Le minacce cyber più efficaci e sofisticate che incontriamo oggi non sono solamente gli exploit chiamati scenograficamente zero-day ed elaborati da qualche mente acuta in una stanza da qualche parte del mondo – se bastassero questi a bloccare un’azienda o una nazione non ci troveremmo nel punto in cui siamo.

Anche l’organizzazione del cybercrime meno avanzata tecnologicamente può essere  efficace nell’estorcere denaro da organizzazioni che invece dispongono di una difesa sufficientemente tecnica.

Ciò accade perché sanno prendere di mira le persone, che sia attraverso tattiche di ingegneria sociale o messaggi di phishing mandati al momento giusto, visto che è questo il lato che offre meno resistenza. La sempre maggiore professionalità del cybercrime abbinata a una forte attenzione sull’individuo ha creato una marcata asimmetria tra il modo in cui gli hacker pensano gli attacchi e il modo in cui le organizzazioni legittime preparano le loro difese.
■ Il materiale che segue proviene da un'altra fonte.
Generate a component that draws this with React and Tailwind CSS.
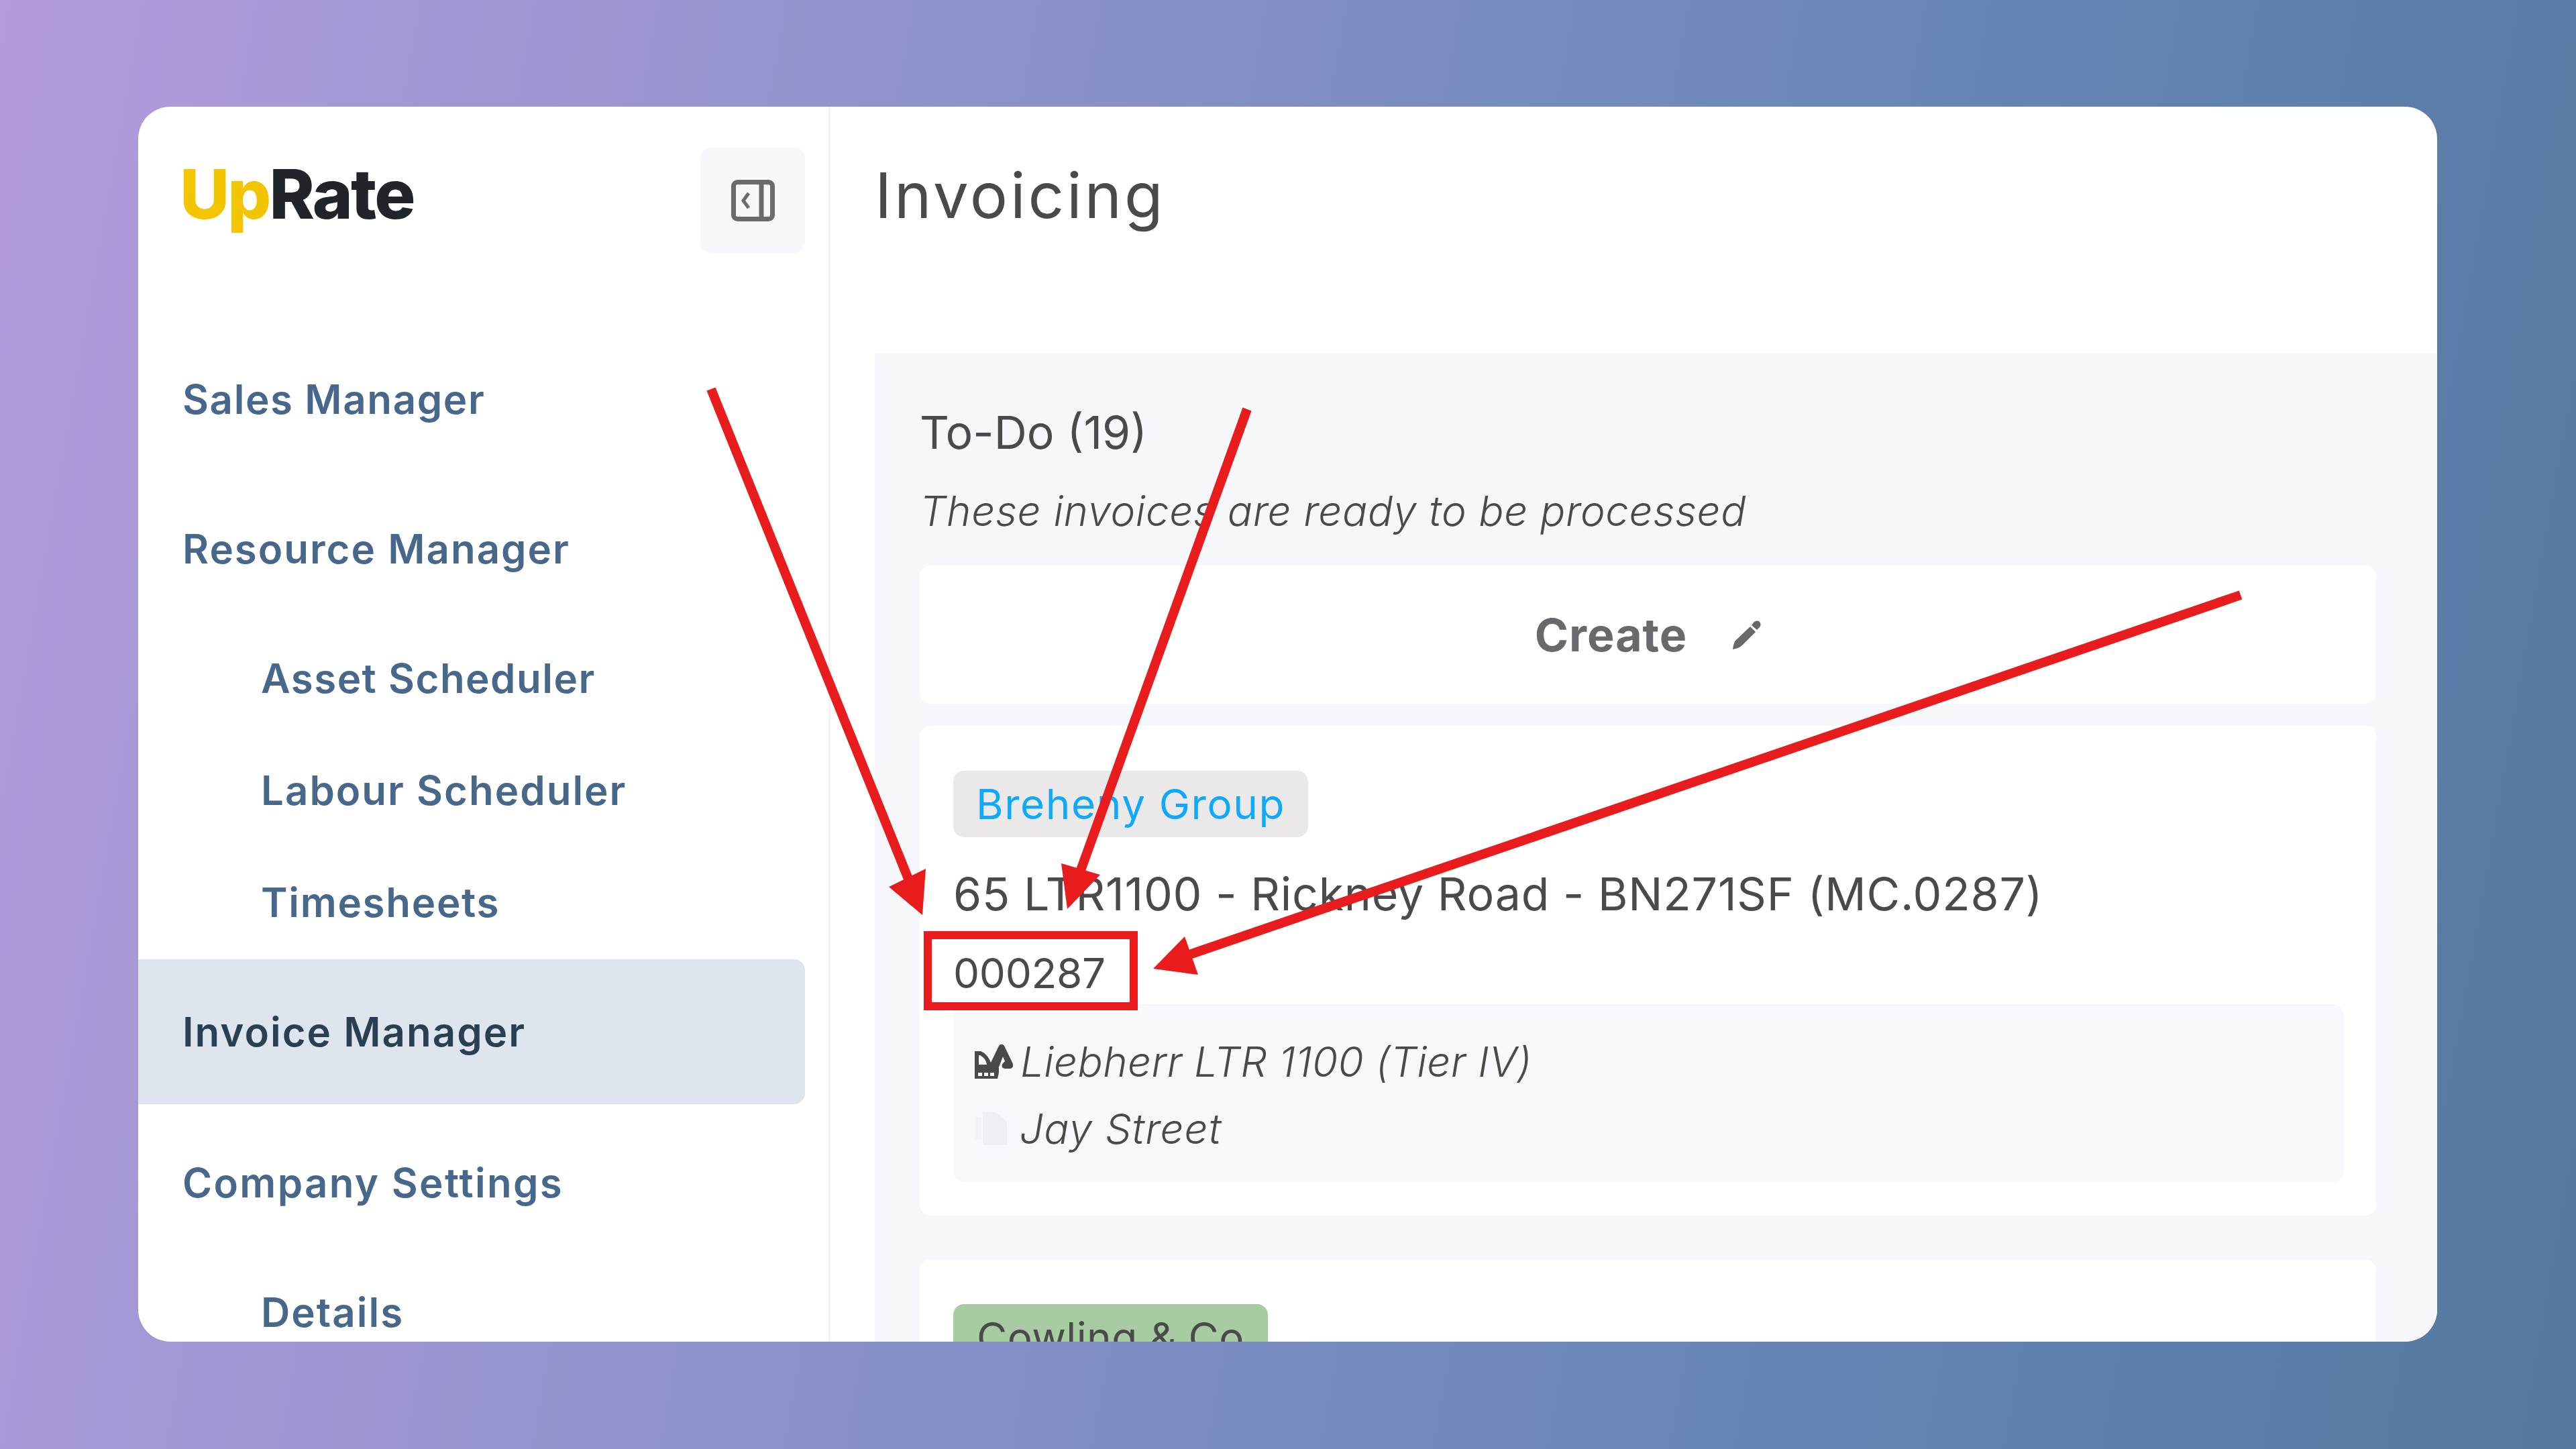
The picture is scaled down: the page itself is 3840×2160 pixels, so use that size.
import React from 'react';

const CollapseIcon = () => (
  <svg viewBox="0 0 65 62" className="w-[65px] h-[62px]" fill="none" stroke="#6b6b6e" strokeWidth="7">
    <rect x="3.5" y="3.5" width="58" height="55" rx="6" />
    <path d="M45 3v56" />
    <path d="M26 20l-8 11 8 11" strokeWidth="5" />
  </svg>
);

const PencilIcon = () => (
  <svg viewBox="0 0 42 43" className="w-[42px] h-[43px]" fill="#68696c">
    <path d="M0 43c1-7 2-11 5-14L26 9l8 8-20 20c-3 3-8 5-14 6z" />
    <path d="M28 7l3-4c3-3 7-3 9-1s2 6 0 8l-4 4z" />
  </svg>
);

const ExcavatorIcon = () => (
  <svg viewBox="0 0 57 53" className="w-[57px] h-[53px]" fill="#48494c">
    {/* cab and boom */}
    <path d="M0 11h9c7 3 12 9 15 17L36 3c2-3 6-3 8 0l13 27c1 4-1 7-5 7h-7c-4 0-6-4-3-8l3-3-3-7-10 26H0z" />
    <path d="M6 17h2c5 3 9 7 10 14H6z" fill="#f7f8fb" />
    {/* tracks */}
    <path d="M0 36h36v7l-2 9H0z" />
    <path d="M5 43h6v5H5zM14 43h6v5h-6zM23 43h6v5h-6z" fill="#f7f8fb" />
  </svg>
);

const SiteIcon = () => (
  <svg viewBox="0 0 48 49" className="w-[48px] h-[49px]" fill="#ecf0f5">
    <path d="M0 7h10v34H0z" opacity="0.6" />
    <path d="M12 0h20l16 15v34H12z" />
  </svg>
);

const NavItem = ({ label, sub, active, className = '', tracking = 'tracking-[2px]' }) => (
  <div
    className={`flex items-center shrink-0 ${sub ? 'h-[164px] pl-[183px]' : 'h-[216px] pl-[66px]'} ${active ? 'bg-[#dee5ee] rounded-r-[16px] text-[#2a3f52]' : 'text-[#47688a]'} ${className}`}
  >
    <span className={`text-[60px] font-semibold ${tracking}`}>{label}</span>
  </div>
);

const Arrow = ({ line, head }) => (
  <>
    <path d={line} stroke="#e81c1c" strokeWidth="14" fill="none" />
    <polygon points={head} fill="#e81c1c" />
  </>
);

export default function App() {
  return (
    <div className="relative w-[3840px] h-[2160px] overflow-hidden pt-[159px] pl-[206px] bg-[linear-gradient(100deg,#b49bdc_0%,#8f93cb_33%,#6a87b8_66%,#54789f_100%)] font-[Inter,sans-serif]">
      <div className="flex w-[3427px] h-[1841px] rounded-[48px] overflow-hidden bg-white">
        {/* Sidebar */}
        <aside className="w-[1032px] shrink-0 border-r-[3px] border-[#f6f2fc]">
          <div className="flex justify-between pt-[61px] pl-[62px] pr-[35px] h-[328px]">
            <div className="text-[102px] leading-[120px] font-extrabold tracking-[-2.8px] mt-[9px]">
              <span className="text-[#f2c500]">Up</span>
              <span className="text-[#212529]">Rate</span>
            </div>
            <button className="flex items-center justify-center w-[156px] h-[157px] rounded-[16px] bg-[#f5f7fb]">
              <CollapseIcon />
            </button>
          </div>
          <nav className="flex flex-col gap-[3px] pr-[35px]">
            <NavItem label="Sales Manager" tracking="tracking-[1.6px]" />
            <NavItem label="Resource Manager" className="mt-[4px]" />
            <NavItem label="Asset Scheduler" sub tracking="tracking-[1.5px]" />
            <NavItem label="Labour Scheduler" sub />
            <NavItem label="Timesheets" sub tracking="tracking-[1.7px]" />
            <NavItem label="Invoice Manager" active />
            <NavItem label="Company Settings" className="mt-[6px]" tracking="tracking-[2.3px]" />
            <NavItem label="Details" sub />
          </nav>
        </aside>

        {/* Main */}
        <main className="flex-1 min-w-0 pl-[66px]">
          <div className="h-[368px] pt-[82px]">
            <h1 className="text-[94px] leading-[100px] font-normal tracking-[3.8px] text-[#4a4a4a]">Invoicing</h1>
          </div>
          <section className="bg-[#f5f7fb] pl-[67px] pr-[91px] pt-[80px] h-[1500px]">
            <div className="flex items-center h-[74px] text-[68px] text-[#4a4a4a]">To-Do (19)</div>
            <div className="flex items-center h-[74px] mt-[43px] text-[62px] italic font-light tracking-[0.6px] text-[#4a4a4a]">
              These invoices are ready to be processed
            </div>
            <div className="flex items-center justify-center gap-[68px] h-[206px] mt-[45px] rounded-[16px] bg-white">
              <span className="text-[68px] font-bold tracking-[1px] text-[#68696c]">Create</span>
              <PencilIcon />
            </div>

            <div className="mt-[33px] rounded-[16px] bg-white pt-[67px] pl-[50px] pr-[48px] pb-[50px]">
              <span className="inline-flex items-center h-[99px] px-[34px] rounded-[16px] bg-[#ebe8e9] text-[#0fa9f9] text-[62px] tracking-[1.6px]">
                Breheny Group
              </span>
              <div className="flex items-center h-[80px] mt-[44px] text-[68px] tracking-[0.8px] text-[#4a4a4a]">
                65 LTR1100 - Rickney Road - BN271SF (MC.0287)
              </div>
              <div className="relative flex items-center h-[80px] mt-[38px] text-[62px] tracking-[-0.3px] text-[#4a4a4a]">
                000287
                <div className="absolute left-[-44px] top-[-22px] w-[319px] h-[118px] border-[12px] border-[#e81c1c]" />
              </div>
              <div className="mt-[7px] rounded-[16px] bg-[#f7f8fb] pt-[35px] pb-[30px] pl-[32px]">
                <div className="flex items-center gap-[11px] h-[100px] text-[62px] italic font-light tracking-[0.3px] text-[#4a4a4a]">
                  <ExcavatorIcon />
                  Liebherr LTR 1100 (Tier IV)
                </div>
                <div className="flex items-center gap-[19px] h-[100px] text-[62px] italic font-light tracking-[1px] text-[#4a4a4a]">
                  <SiteIcon />
                  Jay Street
                </div>
              </div>
            </div>

            <div className="mt-[66px] rounded-[16px] bg-white pt-[66px] pl-[50px]">
              <span className="inline-flex items-center h-[99px] px-[35px] rounded-[16px] bg-[#a8cca2] text-[#4a4a4a] text-[62px] tracking-[0.4px]">
                Cowling &amp; Co
              </span>
            </div>
          </section>
        </main>
      </div>

      {/* Red annotation arrows */}
      <svg className="absolute inset-0 w-[3840px] h-[2160px] pointer-events-none" viewBox="0 0 3840 2160">
        <Arrow line="M1060 580L1358 1320" head="1380,1295 1375,1364 1325,1322" />
        <Arrow line="M1859 610L1610 1300" head="1582,1287 1591,1355 1640,1304" />
        <Arrow line="M3340 887L1770 1424" head="1766,1396 1719,1444 1786,1453" />
      </svg>
    </div>
  );
}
Spostare il focus dal tecnico al fattore umano

Alla cybersecurity si pensa ancora come una disciplina fondamentalmente tecnica, con un focus sulla protezione del perimetro esterno di un’organizzazione, oppure sulla tecnologia su cui si basa la rete dell’impresa stessa, invece che sulle persone, che vengono in realtà prese di mira e colpite dai cybercriminali.

Quello che davvero preoccupa, secondo Kalember, è il ritardo con cui le organizzazioni legittime si pongono in questo equilibrio asimmetrico di comprensione, e i dati particolarmente significativi dell’FBI, secondo cui oltre 12 miliardi di dollari sono stati rubati dai cybercriminali attraverso truffe condotte via email ed incentrate su persone, nel solo 2018.

Per difendersi dalle minacce attuali, le organizzazioni devono essere in grado di vedere e comprendere chi all’interno della loro struttura viene preso di mira, e come. Solo così, è possibile definire e implementare azioni adeguate di sicurezza incentrate sulle persone, per proteggere loro e il loro business.

Comprendendo a fondo il nemico e le minacce, le aziende che implementano le giuste forme di difesa possono non solamente proteggere la loro reputazione, ma anche giocare un ruolo importante nell’ostacolare questa ondata globale di criminalità.